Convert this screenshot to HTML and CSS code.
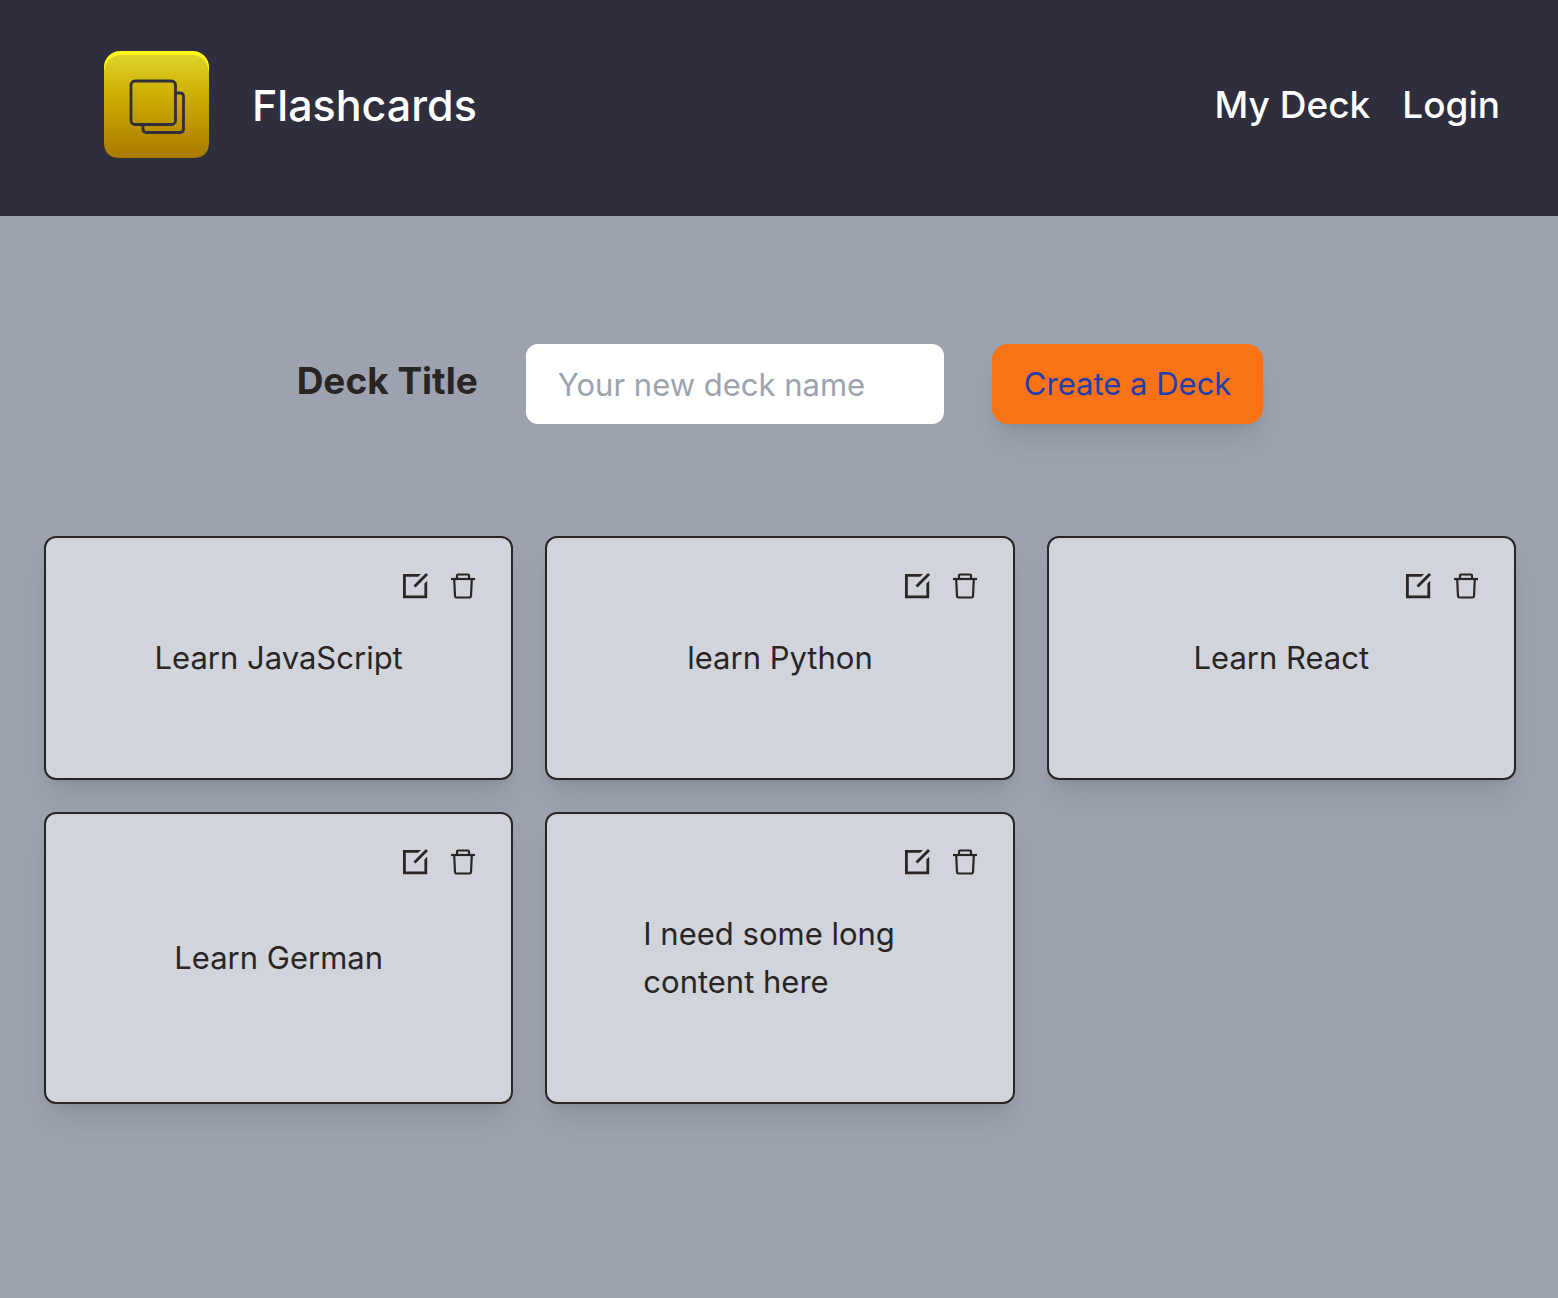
FILE: index.html
```html
<!DOCTYPE html>
<html lang="en">
<head>
  <meta charset="utf-8">
  <meta name="viewport" content="width=device-width, initial-scale=1">
  <title>Flashcards</title>
  <link rel="stylesheet" href="styles.css">
</head>
<body>
  <svg class="sprite" aria-hidden="true">
    <symbol id="icon-edit" viewBox="0 0 32 32">
      <path d="M4 4H22L19.200 6.800H6.800V25.400H25.400V13.500L28.200 10.700V28.200H4Z" fill="currentColor"/>
      <path d="M15.500 16.500L28 4" fill="none" stroke="currentColor" stroke-width="2.800"/>
    </symbol>
    <symbol id="icon-trash" viewBox="0 0 32 32">
      <g fill="none" stroke="currentColor" stroke-width="2.200">
        <path d="M4 9H28"/>
        <path d="M10 8.500V5.500Q10 4.500 11 4.500H21Q22 4.500 22 5.500V8.500"/>
        <path d="M7.200 9.500L8 26Q8.100 27.500 9.500 27.500H22.500Q23.900 27.500 24 26L24.800 9.500"/>
      </g>
    </symbol>
  </svg>

  <header class="header">
    <a class="brand" href="#">
      <svg class="logo" viewBox="0 0 192 192" aria-hidden="true">
        <defs>
          <linearGradient id="gold" x1="0" y1="0" x2="0" y2="1">
            <stop offset="0" stop-color="#dfd32a"/>
            <stop offset="0.400" stop-color="#ccad00"/>
            <stop offset="1" stop-color="#aa7900"/>
          </linearGradient>
        </defs>
        <rect x="44" y="43" width="105" height="60" rx="16" fill="#fff71a"/>
        <path d="M44 63Q47 47 62 47H131Q146 47 149 63V134Q149 150 133 150H60Q44 150 44 134Z" fill="url(#gold)"/>
        <g fill="none" stroke="#2f2e3c" stroke-width="2.800">
          <rect x="71" y="73" width="44.500" height="43.500" rx="4"/>
          <path d="M115.500 85H120Q123.500 85 123.500 88.500V121Q123.500 124.500 120 124.500H86.500Q83 124.500 83 121V116.500"/>
        </g>
      </svg>
      <span class="brand-name">Flashcards</span>
    </a>
    <nav class="nav">
      <a href="#">My Deck</a>
      <a href="#">Login</a>
    </nav>
  </header>

  <main class="main">
    <form class="create">
      <label class="create-label" for="deck-title">Deck Title</label>
      <input class="create-input" id="deck-title" type="text" placeholder="Your new deck name">
      <button class="create-button" type="button">Create a Deck</button>
    </form>

    <ul class="decks">
      <li class="deck">
        <div class="actions">
          <button type="button" aria-label="Edit"><svg><use href="#icon-edit"/></svg></button>
          <button type="button" aria-label="Delete"><svg><use href="#icon-trash"/></svg></button>
        </div>
        <a class="deck-title" href="#">Learn JavaScript</a>
      </li>
      <li class="deck">
        <div class="actions">
          <button type="button" aria-label="Edit"><svg><use href="#icon-edit"/></svg></button>
          <button type="button" aria-label="Delete"><svg><use href="#icon-trash"/></svg></button>
        </div>
        <a class="deck-title" href="#">learn Python</a>
      </li>
      <li class="deck">
        <div class="actions">
          <button type="button" aria-label="Edit"><svg><use href="#icon-edit"/></svg></button>
          <button type="button" aria-label="Delete"><svg><use href="#icon-trash"/></svg></button>
        </div>
        <a class="deck-title" href="#">Learn React</a>
      </li>
      <li class="deck">
        <div class="actions">
          <button type="button" aria-label="Edit"><svg><use href="#icon-edit"/></svg></button>
          <button type="button" aria-label="Delete"><svg><use href="#icon-trash"/></svg></button>
        </div>
        <a class="deck-title" href="#">Learn German</a>
      </li>
      <li class="deck">
        <div class="actions">
          <button type="button" aria-label="Edit"><svg><use href="#icon-edit"/></svg></button>
          <button type="button" aria-label="Delete"><svg><use href="#icon-trash"/></svg></button>
        </div>
        <a class="deck-title" href="#">I need some long content here</a>
      </li>
    </ul>
  </main>
</body>
</html>
```
FILE: styles.css
```css
* {
  box-sizing: border-box;
}

body {
  margin: 0;
  min-height: 100vh;
  background: #9ca3af;
  color: #292524;
  font-family: Inter, "Liberation Sans", sans-serif;
  font-size: 31px;
  line-height: 48px;
}

a {
  color: inherit;
  text-decoration: none;
}

button,
input {
  border: 0;
  font: inherit;
}

button {
  cursor: pointer;
}

.sprite {
  display: none;
}

.header {
  display: flex;
  align-items: center;
  justify-content: space-between;
  padding: 8px 58px 16px 60px;
  background: #2f2e3c;
  color: #fff;
}

.brand {
  display: flex;
  align-items: center;
}

.logo {
  width: 192px;
  height: 192px;
}

.brand-name,
.nav {
  padding-top: 2px;
  font-weight: 500;
}

.brand-name {
  font-size: 43px;
}

.nav {
  display: flex;
  gap: 32px;
  font-size: 37px;
}

.main {
  padding: 128px 42px 128px 44px;
}

.create {
  display: flex;
  align-items: center;
  justify-content: center;
  gap: 48px;
  margin-bottom: 112px;
}

.create-label {
  padding-bottom: 6px;
  font-size: 37px;
  font-weight: 700;
}

.create-input {
  width: 418px;
  height: 80px;
  padding: 0 32px;
  border-radius: 12px;
  background: #fff;
  color: inherit;
}

.create-input::placeholder {
  color: #9ca3af;
  opacity: 1;
}

.create-button {
  padding: 16px 32px;
  border-radius: 16px;
  background: #f97316;
  color: #1e40af;
  box-shadow: 0 20px 30px -6px rgb(0 0 0 / 10%), 0 8px 12px -8px rgb(0 0 0 / 10%);
}

.decks {
  display: grid;
  grid-template-columns: repeat(3, 1fr);
  gap: 32px;
  margin: 0;
  padding: 0;
  list-style: none;
}

.deck {
  display: flex;
  flex-direction: column;
  padding: 32px;
  border: 2px solid #292524;
  border-radius: 12px;
  background: #d1d5db;
  box-shadow: 0 20px 30px -6px rgb(0 0 0 / 10%), 0 8px 12px -8px rgb(0 0 0 / 10%);
}

.actions {
  display: flex;
  justify-content: flex-end;
  gap: 16px;
}

.actions button {
  width: 32px;
  height: 32px;
  padding: 0;
  background: none;
  color: inherit;
}

.actions svg {
  display: block;
  width: 32px;
  height: 32px;
}

.deck-title {
  display: flex;
  flex: 1;
  align-items: center;
  justify-content: center;
  padding: 32px 64px 64px;
}
```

■ **Exercise requirements**: Repeat the full listing above exactly, with no pictures in the copy.

■ **Output of the exercise**:
Convert this screenshot to HTML and CSS code.
FILE: index.html
```html
<!DOCTYPE html>
<html lang="en">
<head>
  <meta charset="utf-8">
  <meta name="viewport" content="width=device-width, initial-scale=1">
  <title>Flashcards</title>
  <link rel="stylesheet" href="styles.css">
</head>
<body>
  <svg class="sprite" aria-hidden="true">
    <symbol id="icon-edit" viewBox="0 0 32 32">
      <path d="M4 4H22L19.200 6.800H6.800V25.400H25.400V13.500L28.200 10.700V28.200H4Z" fill="currentColor"/>
      <path d="M15.500 16.500L28 4" fill="none" stroke="currentColor" stroke-width="2.800"/>
    </symbol>
    <symbol id="icon-trash" viewBox="0 0 32 32">
      <g fill="none" stroke="currentColor" stroke-width="2.200">
        <path d="M4 9H28"/>
        <path d="M10 8.500V5.500Q10 4.500 11 4.500H21Q22 4.500 22 5.500V8.500"/>
        <path d="M7.200 9.500L8 26Q8.100 27.500 9.500 27.500H22.500Q23.900 27.500 24 26L24.800 9.500"/>
      </g>
    </symbol>
  </svg>

  <header class="header">
    <a class="brand" href="#">
      <svg class="logo" viewBox="0 0 192 192" aria-hidden="true">
        <defs>
          <linearGradient id="gold" x1="0" y1="0" x2="0" y2="1">
            <stop offset="0" stop-color="#dfd32a"/>
            <stop offset="0.400" stop-color="#ccad00"/>
            <stop offset="1" stop-color="#aa7900"/>
          </linearGradient>
        </defs>
        <rect x="44" y="43" width="105" height="60" rx="16" fill="#fff71a"/>
        <path d="M44 63Q47 47 62 47H131Q146 47 149 63V134Q149 150 133 150H60Q44 150 44 134Z" fill="url(#gold)"/>
        <g fill="none" stroke="#2f2e3c" stroke-width="2.800">
          <rect x="71" y="73" width="44.500" height="43.500" rx="4"/>
          <path d="M115.500 85H120Q123.500 85 123.500 88.500V121Q123.500 124.500 120 124.500H86.500Q83 124.500 83 121V116.500"/>
        </g>
      </svg>
      <span class="brand-name">Flashcards</span>
    </a>
    <nav class="nav">
      <a href="#">My Deck</a>
      <a href="#">Login</a>
    </nav>
  </header>

  <main class="main">
    <form class="create">
      <label class="create-label" for="deck-title">Deck Title</label>
      <input class="create-input" id="deck-title" type="text" placeholder="Your new deck name">
      <button class="create-button" type="button">Create a Deck</button>
    </form>

    <ul class="decks">
      <li class="deck">
        <div class="actions">
          <button type="button" aria-label="Edit"><svg><use href="#icon-edit"/></svg></button>
          <button type="button" aria-label="Delete"><svg><use href="#icon-trash"/></svg></button>
        </div>
        <a class="deck-title" href="#">Learn JavaScript</a>
      </li>
      <li class="deck">
        <div class="actions">
          <button type="button" aria-label="Edit"><svg><use href="#icon-edit"/></svg></button>
          <button type="button" aria-label="Delete"><svg><use href="#icon-trash"/></svg></button>
        </div>
        <a class="deck-title" href="#">learn Python</a>
      </li>
      <li class="deck">
        <div class="actions">
          <button type="button" aria-label="Edit"><svg><use href="#icon-edit"/></svg></button>
          <button type="button" aria-label="Delete"><svg><use href="#icon-trash"/></svg></button>
        </div>
        <a class="deck-title" href="#">Learn React</a>
      </li>
      <li class="deck">
        <div class="actions">
          <button type="button" aria-label="Edit"><svg><use href="#icon-edit"/></svg></button>
          <button type="button" aria-label="Delete"><svg><use href="#icon-trash"/></svg></button>
        </div>
        <a class="deck-title" href="#">Learn German</a>
      </li>
      <li class="deck">
        <div class="actions">
          <button type="button" aria-label="Edit"><svg><use href="#icon-edit"/></svg></button>
          <button type="button" aria-label="Delete"><svg><use href="#icon-trash"/></svg></button>
        </div>
        <a class="deck-title" href="#">I need some long content here</a>
      </li>
    </ul>
  </main>
</body>
</html>
```
FILE: styles.css
```css
* {
  box-sizing: border-box;
}

body {
  margin: 0;
  min-height: 100vh;
  background: #9ca3af;
  color: #292524;
  font-family: Inter, "Liberation Sans", sans-serif;
  font-size: 31px;
  line-height: 48px;
}

a {
  color: inherit;
  text-decoration: none;
}

button,
input {
  border: 0;
  font: inherit;
}

button {
  cursor: pointer;
}

.sprite {
  display: none;
}

.header {
  display: flex;
  align-items: center;
  justify-content: space-between;
  padding: 8px 58px 16px 60px;
  background: #2f2e3c;
  color: #fff;
}

.brand {
  display: flex;
  align-items: center;
}

.logo {
  width: 192px;
  height: 192px;
}

.brand-name,
.nav {
  padding-top: 2px;
  font-weight: 500;
}

.brand-name {
  font-size: 43px;
}

.nav {
  display: flex;
  gap: 32px;
  font-size: 37px;
}

.main {
  padding: 128px 42px 128px 44px;
}

.create {
  display: flex;
  align-items: center;
  justify-content: center;
  gap: 48px;
  margin-bottom: 112px;
}

.create-label {
  padding-bottom: 6px;
  font-size: 37px;
  font-weight: 700;
}

.create-input {
  width: 418px;
  height: 80px;
  padding: 0 32px;
  border-radius: 12px;
  background: #fff;
  color: inherit;
}

.create-input::placeholder {
  color: #9ca3af;
  opacity: 1;
}

.create-button {
  padding: 16px 32px;
  border-radius: 16px;
  background: #f97316;
  color: #1e40af;
  box-shadow: 0 20px 30px -6px rgb(0 0 0 / 10%), 0 8px 12px -8px rgb(0 0 0 / 10%);
}

.decks {
  display: grid;
  grid-template-columns: repeat(3, 1fr);
  gap: 32px;
  margin: 0;
  padding: 0;
  list-style: none;
}

.deck {
  display: flex;
  flex-direction: column;
  padding: 32px;
  border: 2px solid #292524;
  border-radius: 12px;
  background: #d1d5db;
  box-shadow: 0 20px 30px -6px rgb(0 0 0 / 10%), 0 8px 12px -8px rgb(0 0 0 / 10%);
}

.actions {
  display: flex;
  justify-content: flex-end;
  gap: 16px;
}

.actions button {
  width: 32px;
  height: 32px;
  padding: 0;
  background: none;
  color: inherit;
}

.actions svg {
  display: block;
  width: 32px;
  height: 32px;
}

.deck-title {
  display: flex;
  flex: 1;
  align-items: center;
  justify-content: center;
  padding: 32px 64px 64px;
}
```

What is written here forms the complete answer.